After the money division task, participants reported their personal logic for how they distributed the cash. They indicated that they expected to earn the most karmic merit by giving to someone who suffered through no fault of their own. Giving to someone who was personally responsible for their misfortune offered less perceived spiritual reward.

The third experiment verified this setup by introducing real monetary stakes. Participants knew a lottery system would actually pay out cash bonuses based on the allocation choices they made during the survey. This helped ensure that respondents were taking the exercise seriously rather than simply acting out a thought experiment.

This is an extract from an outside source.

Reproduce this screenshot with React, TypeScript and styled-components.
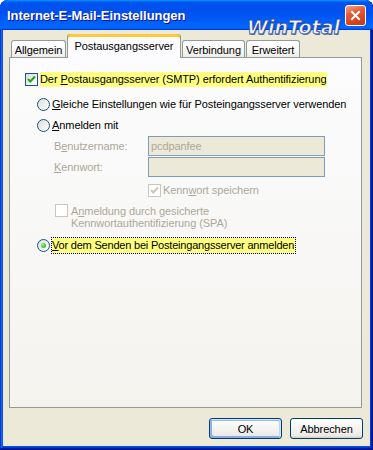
import React from "react";
import styled, { createGlobalStyle, css } from "styled-components";

const Global = createGlobalStyle`
  html, body { margin: 0; padding: 0; background: #ffffff; }
  body { font-family: "Liberation Sans", Arial, sans-serif; font-size: 11px; letter-spacing: -0.08px; }
`;

const Window = styled.div`
  position: relative;
  width: 373px;
  height: 450px;
  display: flex;
  flex-direction: column;
  border-radius: 8px 8px 0 0;
  background: #0055e5;
  box-shadow: inset -1px -1px #00138c, inset 1px 1px #0831d9, inset -2px -2px #001ea0,
    inset 2px 2px #166aee, inset -3px -3px #003bda, inset 3px 3px #0855dd;
  overflow: hidden;
`;

const TitleBar = styled.div`
  height: 30px;
  flex: none;
  display: flex;
  align-items: center;
  padding: 0 7px 0 7px;
  border-radius: 8px 8px 0 0;
  background: linear-gradient(180deg, #0997ff, #0053ee 8%, #0050ee 40%, #06f 88%, #06f 93%, #005bff 95%, #003dd7 96%, #003dd7);
`;

const Title = styled.div`
  font-family: "Liberation Sans", Arial, sans-serif;
  font-weight: bold;
  font-size: 13px;
  color: #ffffff;
  text-shadow: 1px 1px #0f1089;
  letter-spacing: -0.05px;
  padding-top: 1px;
`;

const CloseButton = styled.div`
  margin-left: auto;
  width: 21px;
  height: 21px;
  box-sizing: border-box;
  border: 1px solid #ffffff;
  border-radius: 3px;
  background: linear-gradient(160deg, #f2a48a 0%, #e65c3c 35%, #d9431f 70%, #c23a14 100%);
  display: flex;
  align-items: center;
  justify-content: center;
`;

const Logo = styled.div`
  position: absolute;
  left: 247px;
  top: 16px;
  font-family: "DejaVu Sans", Verdana, sans-serif;
  font-weight: bold;
  font-style: italic;
  font-size: 19px;
  letter-spacing: 0px;
  color: #eef4ff;
  -webkit-text-stroke: 0.8px #2a4fa8;
  text-shadow: 1px 1px 0 rgba(10, 30, 90, 0.55);
  pointer-events: none;
`;

const Frame = styled.div`
  flex: 1;
  margin: 0 3px 4px 3px;
  background: #ece9d8;
  display: flex;
  flex-direction: column;
  padding: 4px 8px 0 6px;
`;

const TabStrip = styled.div`
  height: 23px;
  display: flex;
  align-items: flex-end;
  padding-left: 2px;
  position: relative;
  z-index: 2;
`;

const Tab = styled.div<{ $active?: boolean; $w: number }>`
  box-sizing: border-box;
  width: ${(p) => p.$w}px;
  height: 17px;
  margin-right: 1px;
  border: 1px solid #919b9c;
  border-bottom: none;
  border-radius: 3px 3px 0 0;
  background: linear-gradient(180deg, #ffffff 0%, #fcfcfe 30%, #f4f3ee 80%, #ecebe5 100%);
  display: flex;
  align-items: center;
  justify-content: center;
  padding-top: 1px;
  color: #000;
  white-space: nowrap;
  ${(p) =>
    p.$active &&
    css`
      height: 24px;
      margin-bottom: -1px;
      background: #fcfcfe;
      border-top: none;
      box-shadow: inset 0 3px 0 0 #ffc73c, inset 0 1px 0 0 #e68b2c;
      border-radius: 3px 3px 0 0;
      padding-top: 0px;
      align-items: center;
    `}
`;

const Panel = styled.div`
  box-sizing: border-box;
  height: 351px;
  border: 1px solid #919b9c;
  background: linear-gradient(180deg, #fcfcfe 0%, #f4f3ee 100%);
  display: flex;
  flex-direction: column;
  padding: 14px 0 0 15px;
`;

const Row = styled.div<{ $h?: number; $mt?: number; $ml?: number }>`
  display: flex;
  align-items: center;
  height: ${(p) => p.$h ?? 15}px;
  margin-top: ${(p) => p.$mt ?? 0}px;
  margin-left: ${(p) => p.$ml ?? 0}px;
  white-space: nowrap;
`;

const TopRow = styled.div<{ $mt?: number; $ml?: number }>`
  display: flex;
  align-items: flex-start;
  margin-top: ${(p) => p.$mt ?? 0}px;
  margin-left: ${(p) => p.$ml ?? 0}px;
`;

const Label = styled.span<{ $disabled?: boolean; $gap?: number }>`
  margin-left: ${(p) => p.$gap ?? 2}px;
  color: ${(p) => (p.$disabled ? "#aca899" : "#000000")};
  line-height: 13px;
`;

const Highlight = styled.span<{ $focus?: boolean; $gap?: number }>`
  margin-left: ${(p) => p.$gap ?? 2}px;
  background: #ffff80;
  padding: 1px 1px 1px 0;
  line-height: 13px;
  color: #000;
  ${(p) =>
    p.$focus &&
    css`
      outline: 1px dotted #000;
      outline-offset: 0px;
      letter-spacing: -0.2px;
    `}
`;

const Multi = styled.span<{ $disabled?: boolean }>`
  margin-left: 3px;
  margin-top: 1px;
  line-height: 12px;
  color: ${(p) => (p.$disabled ? "#aca899" : "#000")};
`;

const U = styled.u`
  text-decoration: underline;
  text-underline-offset: 1px;
`;

const Box = styled.span<{ $disabled?: boolean }>`
  box-sizing: border-box;
  width: 13px;
  height: 13px;
  flex: none;
  border: 1px solid ${(p) => (p.$disabled ? "#cac8bb" : "#1c5180")};
  background: ${(p) => (p.$disabled ? "#ffffff" : "linear-gradient(135deg, #dcdcd7 0%, #ffffff 100%)")};
  display: flex;
  align-items: center;
  justify-content: center;
`;

const Radio = styled.span<{ $checked?: boolean }>`
  box-sizing: border-box;
  width: 13px;
  height: 13px;
  flex: none;
  border-radius: 50%;
  border: 1px solid #1c5180;
  background: linear-gradient(135deg, #dcdcd7 0%, #ffffff 100%);
  display: flex;
  align-items: center;
  justify-content: center;
  ${(p) =>
    p.$checked &&
    css`
      &::after {
        content: "";
        width: 5px;
        height: 5px;
        border-radius: 50%;
        background: radial-gradient(circle at 35% 35%, #a0f09a 0%, #55d64f 40%, #21a121 100%);
      }
    `}
`;

const FieldLabel = styled.span`
  width: 94px;
  color: #aca899;
`;

const Input = styled.div`
  box-sizing: border-box;
  width: 177px;
  height: 20px;
  border: 1px solid #7f9db9;
  background: #ece9d8;
  color: #aca899;
  display: flex;
  align-items: center;
  padding-left: 2px;
`;

const ButtonRow = styled.div`
  display: flex;
  justify-content: flex-end;
  gap: 8px;
  margin-top: 10px;
  margin-right: -1px;
`;

const Button = styled.div<{ $default?: boolean }>`
  box-sizing: border-box;
  width: 73px;
  height: 21px;
  border: 1px solid #003c74;
  border-radius: 3px;
  background: linear-gradient(180deg, #ffffff, #ecebe6 86%, #d6d0c5);
  display: flex;
  align-items: center;
  justify-content: center;
  color: #000;
  ${(p) =>
    p.$default &&
    css`
      box-shadow: inset -1px 1px #cee7ff, inset 1px 2px #98b8ea, inset -2px 2px #bcd4f6,
        inset 1px -1px #89ade4, inset 2px -2px #89ade4;
    `}
`;

const Check = ({ color }: { color: string }) => (
  <svg width="11" height="11" viewBox="0 0 11 11">
    <polyline points="2,5 4.3,7.5 9,2.5" fill="none" stroke={color} strokeWidth="2" />
  </svg>
);

export default function App() {
  return (
    <>
      <Global />
      <Window>
        <TitleBar>
          <Title>Internet-E-Mail-Einstellungen</Title>
          <CloseButton>
            <svg width="13" height="13" viewBox="0 0 13 13">
              <path d="M3 3 L10 10 M10 3 L3 10" stroke="#ffffff" strokeWidth="2" strokeLinecap="square" />
            </svg>
          </CloseButton>
        </TitleBar>
        <Logo>WinTotal</Logo>
        <Frame>
          <TabStrip>
            <Tab $w={55}>Allgemein</Tab>
            <Tab $w={114} $active>
              Postausgangsserver
            </Tab>
            <Tab $w={63}>Verbindung</Tab>
            <Tab $w={54}>Erweitert</Tab>
          </TabStrip>
          <Panel>
            <Row $h={15}>
              <Box>
                <Check color="#21a121" />
              </Box>
              <Highlight>
                Der <U>P</U>ostausgangsserver (SMTP) erfordert Authentifizierung
              </Highlight>
            </Row>
            <Row $mt={10} $ml={12}>
              <Radio />
              <Label>
                <U>G</U>leiche Einstellungen wie für Posteingangsserver verwenden
              </Label>
            </Row>
            <Row $mt={6} $ml={12}>
              <Radio />
              <Label>
                <U>A</U>nmelden mit
              </Label>
            </Row>
            <Row $h={20} $mt={3} $ml={29}>
              <FieldLabel>
                B<U>e</U>nutzername:
              </FieldLabel>
              <Input>pcdpanfee</Input>
            </Row>
            <Row $h={20} $mt={1} $ml={29}>
              <FieldLabel>
                <U>K</U>ennwort:
              </FieldLabel>
              <Input />
            </Row>
            <Row $h={14} $mt={6} $ml={123}>
              <Box $disabled>
                <Check color="#cac8bb" />
              </Box>
              <Label $disabled>
                Kenn<U>w</U>ort speichern
              </Label>
            </Row>
            <TopRow $mt={7} $ml={30}>
              <Box $disabled />
              <Multi $disabled>
                A<U>n</U>meldung durch gesicherte
                <br />
                Kennwortauthentifizierung (SPA)
              </Multi>
            </TopRow>
            <Row $mt={9} $ml={12}>
              <Radio $checked />
              <Highlight $focus>
                <U>V</U>or dem Senden bei Posteingangsserver anmelden
              </Highlight>
            </Row>
          </Panel>
          <ButtonRow>
            <Button $default>OK</Button>
            <Button>Abbrechen</Button>
          </ButtonRow>
        </Frame>
      </Window>
    </>
  );
}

The researchers also split the experimental karma instructions into two distinct angles. Some participants were asked to think intensely about how their own personal actions affect their cosmic future. Others were told to consider how other people’s current situations are the direct result of their past behavior.

The findings mirrored the second experiment. In both experimental conditions, thinking about karma primarily increased monetary giving to people who were blameless victims of external circumstances. Generosity remained relatively flat for those who caused their own hardship. Even when specifically prompted to judge the past actions of others, participants still prioritized helping individuals broken by forces outside their control.

While the studies span three distinct cultures, the researchers acknowledge that the effect of simply thinking about karma on overall generosity was relatively modest. The experimental framing shifted monetary giving slightly, but regular social judgments about a recipient’s actual immediate need and basic deservingness remained the primary drivers of behavior.

The researchers also note that their specific scenarios only explored financial hardship tied to employment or everyday health troubles. Future investigations could examine whether karmic beliefs operate differently when natural disasters, devastating accidents, or other sudden crises cause the suffering.

Ultimately, the investigators conclude that belief in karma does not universally encourage strict victim blaming or blind charitable giving. Instead, the concept adapts to natural human biases regarding fairness. It motivates helping behavior when giving is viewed as socially righteous, offering believers a culturally endorsed pathway to secure their own prosperous future.

The study, “How Karma Harms and Helps Generosity Toward Those in Need,” was authored by Cindel J. M. White and Aiyana K. Willard.